+++ up = 5 title = "Asynchronous Multiprocessing" created = 2018-7-28 authors = "~rovnys-ricfer Ted Blackman ted@tlon.io" editor = "~hidrel-fabtel Morgan Sutherland morgan@tlon.io" status = rfc ++

Summary

An argument for asynchronous multiprocessing in Urbit.

Abstract

Urbit is single-threaded; it processes a single event at a time. This means that any long-running computation will block the event loop. A single-threaded Urbit cannot handle an HTTP request and a keystroke at the same time. It also keeps the majority of a typical computer’s processing capacity out of reach of a single Urbit, given the multiplicity of CPU and GPU cores on even small machines like cell phones. Various approaches to parallelism can be taken in Urbit for different applications. I believe asynchronous multiprocessing is the ideal approach for personal Urbit use, and I will provide a model that preserves event log determinism. First, let’s look at other parallelism strategies and what place they should have in the Urbiverse.

Distributed Computation

The most obvious way to accomplish parallelism in Urbit is to run multiple Urbits and have them talk to each other using network messages. This is potentially appropriate for batch analysis workloads -- Urbit already ships with many of the features of Hadoop, and its networking and computation models could form a very solid foundation for distributed data processing.
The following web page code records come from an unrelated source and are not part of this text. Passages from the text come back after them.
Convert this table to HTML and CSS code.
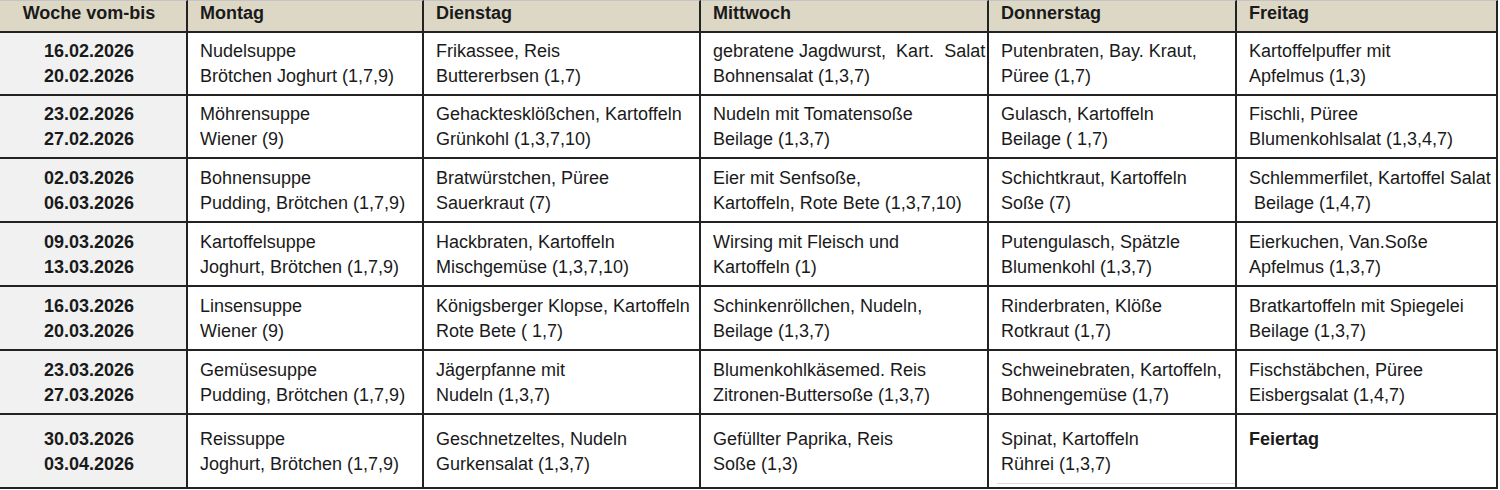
FILE: index.html
```html
<!DOCTYPE html>
<html lang="de">
<head>
<meta charset="utf-8">
<title>Speiseplan</title>
<link rel="stylesheet" href="styles.css">
</head>
<body>
<div class="plan">
  <div class="cell head week">Woche vom-bis</div>
  <div class="cell head">Montag</div>
  <div class="cell head">Dienstag</div>
  <div class="cell head">Mittwoch</div>
  <div class="cell head">Donnerstag</div>
  <div class="cell head last">Freitag</div>

  <div class="cell date"><span>16.02.2026</span><span>20.02.2026</span></div>
  <div class="cell"><span>Nudelsuppe</span><span>Brötchen Joghurt (1,7,9)</span></div>
  <div class="cell"><span>Frikassee, Reis</span><span>Buttererbsen (1,7)</span></div>
  <div class="cell"><span>gebratene Jagdwurst,  Kart.  Salat</span><span>Bohnensalat (1,3,7)</span></div>
  <div class="cell"><span>Putenbraten, Bay. Kraut,</span><span>Püree (1,7)</span></div>
  <div class="cell last"><span>Kartoffelpuffer mit</span><span>Apfelmus (1,3)</span></div>

  <div class="cell date"><span>23.02.2026</span><span>27.02.2026</span></div>
  <div class="cell"><span>Möhrensuppe</span><span>Wiener (9)</span></div>
  <div class="cell"><span>Gehacktesklößchen, Kartoffeln</span><span>Grünkohl (1,3,7,10)</span></div>
  <div class="cell"><span>Nudeln mit Tomatensoße</span><span>Beilage (1,3,7)</span></div>
  <div class="cell"><span>Gulasch, Kartoffeln</span><span>Beilage ( 1,7)</span></div>
  <div class="cell last"><span>Fischli, Püree</span><span>Blumenkohlsalat (1,3,4,7)</span></div>

  <div class="cell date"><span>02.03.2026</span><span>06.03.2026</span></div>
  <div class="cell"><span>Bohnensuppe</span><span>Pudding, Brötchen (1,7,9)</span></div>
  <div class="cell"><span>Bratwürstchen, Püree</span><span>Sauerkraut (7)</span></div>
  <div class="cell"><span>Eier mit Senfsoße,</span><span>Kartoffeln, Rote Bete (1,3,7,10)</span></div>
  <div class="cell"><span>Schichtkraut, Kartoffeln</span><span>Soße (7)</span></div>
  <div class="cell last"><span>Schlemmerfilet, Kartoffel Salat</span><span> Beilage (1,4,7)</span></div>

  <div class="cell date"><span>09.03.2026</span><span>13.03.2026</span></div>
  <div class="cell"><span>Kartoffelsuppe</span><span>Joghurt, Brötchen (1,7,9)</span></div>
  <div class="cell"><span>Hackbraten, Kartoffeln</span><span>Mischgemüse (1,3,7,10)</span></div>
  <div class="cell"><span>Wirsing mit Fleisch und</span><span>Kartoffeln (1)</span></div>
  <div class="cell"><span>Putengulasch, Spätzle</span><span>Blumenkohl (1,3,7)</span></div>
  <div class="cell last"><span>Eierkuchen, Van.Soße</span><span>Apfelmus (1,3,7)</span></div>

  <div class="cell date"><span>16.03.2026</span><span>20.03.2026</span></div>
  <div class="cell"><span>Linsensuppe</span><span>Wiener (9)</span></div>
  <div class="cell"><span>Königsberger Klopse, Kartoffeln</span><span>Rote Bete ( 1,7)</span></div>
  <div class="cell"><span>Schinkenröllchen, Nudeln,</span><span>Beilage (1,3,7)</span></div>
  <div class="cell"><span>Rinderbraten, Klöße</span><span>Rotkraut (1,7)</span></div>
  <div class="cell last"><span>Bratkartoffeln mit Spiegelei</span><span>Beilage (1,3,7)</span></div>

  <div class="cell date"><span>23.03.2026</span><span>27.03.2026</span></div>
  <div class="cell"><span>Gemüsesuppe</span><span>Pudding, Brötchen (1,7,9)</span></div>
  <div class="cell"><span>Jägerpfanne mit</span><span>Nudeln (1,3,7)</span></div>
  <div class="cell"><span>Blumenkohlkäsemed. Reis</span><span>Zitronen-Buttersoße (1,3,7)</span></div>
  <div class="cell"><span>Schweinebraten, Kartoffeln,</span><span>Bohnengemüse (1,7)</span></div>
  <div class="cell last"><span>Fischstäbchen, Püree</span><span>Eisbergsalat (1,4,7)</span></div>

  <div class="cell date"><span>30.03.2026</span><span>03.04.2026</span></div>
  <div class="cell"><span>Reissuppe</span><span>Joghurt, Brötchen (1,7,9)</span></div>
  <div class="cell"><span>Geschnetzeltes, Nudeln</span><span>Gurkensalat (1,3,7)</span></div>
  <div class="cell"><span>Gefüllter Paprika, Reis</span><span>Soße (1,3)</span></div>
  <div class="cell"><span>Spinat, Kartoffeln</span><span>Rührei (1,3,7)</span><i class="rule"></i></div>
  <div class="cell last"><b class="holiday">Feiertag</b><span>&nbsp;</span></div>
</div>
</body>
</html>
```

FILE: styles.css
```css
html, body {
  margin: 0;
  padding: 0;
  background: #ffffff;
}

.plan {
  display: grid;
  grid-template-columns: 188px 236px 277px 288px 248px 261px;
  grid-template-rows: 33px 63px 63px 64px 64px 64px 64px 74px;
  width: 1498px;
  font-family: "Liberation Sans", Arial, sans-serif;
  font-size: 18px;
  line-height: 25px;
  color: #1a1a1a;
}

.cell {
  box-sizing: border-box;
  position: relative;
  display: flex;
  flex-direction: column;
  justify-content: center;
  padding: 1px 0 0 12px;
  border-right: 2px solid #222222;
  border-bottom: 2px solid #222222;
  overflow: hidden;
  white-space: pre;
}

.head {
  justify-content: flex-start;
  padding-top: 0;
  border-top: 1px solid #c4c4c4;
  background: #ddd8c6;
  font-weight: bold;
}

.week {
  align-items: center;
  padding-left: 0;
  padding-right: 8px;
}

.date {
  align-items: center;
  padding-left: 0;
  padding-right: 8px;
  background: #f1f1f1;
  font-weight: bold;
}

.holiday {
  font-weight: bold;
}

.rule {
  position: absolute;
  left: 8px;
  right: 0;
  bottom: 3px;
  height: 1px;
  background: #dcdcdc;
}
```
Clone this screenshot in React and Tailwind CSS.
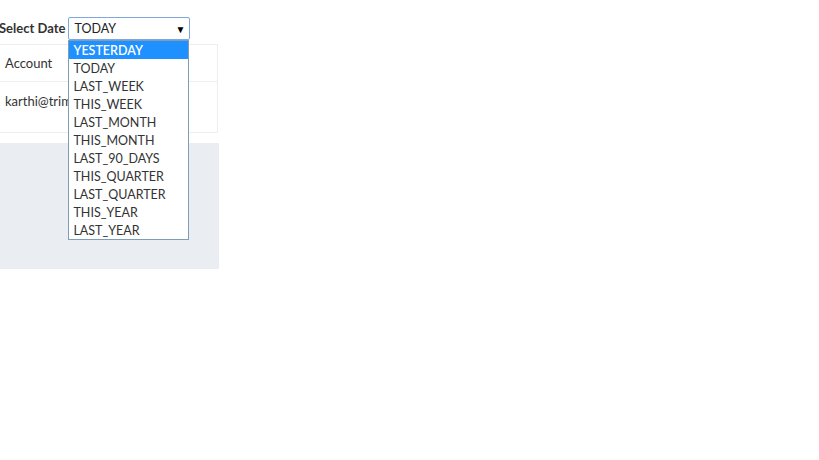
import React from "react";

const options = [
  "YESTERDAY",
  "TODAY",
  "LAST_WEEK",
  "THIS_WEEK",
  "LAST_MONTH",
  "THIS_MONTH",
  "LAST_90_DAYS",
  "THIS_QUARTER",
  "LAST_QUARTER",
  "THIS_YEAR",
  "LAST_YEAR",
];

const App = () => {
  return (
    <div className="w-[819px] h-[460px] bg-white text-[#333] font-['Lato','Open_Sans',sans-serif] text-[13px]">
      <div className="w-[219px]">
        {/* Select Date */}
        <div className="flex items-center pt-[17px] pb-[4px]">
          <span className="font-bold text-[13px] ml-[-1px] mr-[3px] mt-[1px] text-[#333]">Select Date</span>
          <div className="relative">
            <div className="w-[122px] h-[23px] border border-[#7fa6de] rounded-[2px] flex items-center justify-between pl-[5px] pr-[4px] pt-[1px] text-[12.5px] text-[#222]">
              <span>TODAY</span>
              <span className="text-[10px] text-black">▼</span>
            </div>
            {/* dropdown */}
            <div className="absolute left-0 top-[23px] w-[121px] bg-white border border-[#7f9db9] z-10 flex flex-col">
              {options.map((o, i) => (
                <div
                  key={o}
                  className={`h-[18px] leading-[18px] pl-[4px] pt-[1px] text-[12.5px] ${
                    i === 0 ? "bg-[#1e90ff] text-white font-semibold" : "text-[#333]"
                  }`}
                >
                  {o}
                </div>
              ))}
            </div>
          </div>
        </div>

        {/* Table */}
        <div className="w-[218px] border-t border-r border-b border-[#eeeeee]">
          <div className="h-[37px] flex items-center pt-[1px] pl-[5px] border-b border-[#eeeeee]">Account</div>
          <div className="h-[50px] pt-[10px] pl-[5px]">karthi@trim</div>
        </div>

        {/* gray panel */}
        <div className="mt-[10px] h-[126px] bg-[#eaedf1]"></div>
      </div>
    </div>
  );
};

export default App;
It’s easy to picture a swarm of moons all running the same data-processing app as their parent, who is responsible for orchestration. The parent sends a datum to each child for processing, and the children report when they’ve completed the operation. The results of the computations can live on the moons to form an ad-hoc distributed database for this computation. Jetted matrix math is basically the only missing feature here, and that’s something that could be written right now against current Arvo and Vere (if someone wants to do this, I suggest jetting a library that allows for a computation to be built up before execution, based on my experiences with the limitations of NumPy in this regard; TensorFlow is a likely candidate).

The normal downsides of distributed computation apply, however: you now need to perform fleet management, deal with packet loss, and, importantly, serialize and deserialize every datum. This last task is important in Urbit, since as an OS, many of its common tasks involve compiling Hoon, and most Hoon programs contain a copy of the Hoon standard library, which is relatively large (what Ford calls the %reef). Taken as a whole, for common user-facing tasks, distributed computation is too heavyweight to be practical.

Multithreaded Map-Reduce

Another relatively simple approach to parallelism is to implement a parallel version of +turn, which is Hoon’s function to map a function over a list. A +parallel-turn function could be added that has the same Hoon implementation as normal +turn, but whose jet uses a threadpool to parallelize the computation across threads. A parallel version of +roll (Hoon’s reduce) could similarly be added. The runtime would be responsible for spawning and reaping the threadpool as needed, managing memory, and marshalling the inputs and outputs of these functions.

Current Vere can almost support this. Its “road” memory model allows for multiple “sibling” roads, which could be used to allow multiple threads to allocate nouns safely within their own memory regions. However, this would require splitting the address space (the “loom”) into sections. With our current 32-bit loom, in practice this would cause a lot of out-of-memory errors. A 64-bit loom should have plenty of (virtual) address space to spare, so this would be fine.

Thread-based parallelism will be useful for things like complex Ford builds and potentially Clay queries, and since the threads run in the same process, there’s no serialization overhead. The big problem with it is just that it doesn’t help Urbit handle multiple events simultaneously.

You could theoretically get some improvement by manually breaking up every potentially long-running computation into many small stages, and then all of those are dumped into one global call to +parallel-turn that churns through a little bit of each computation during each event. This monster, though, in addition to being ugly, also suffers from two major failure modes.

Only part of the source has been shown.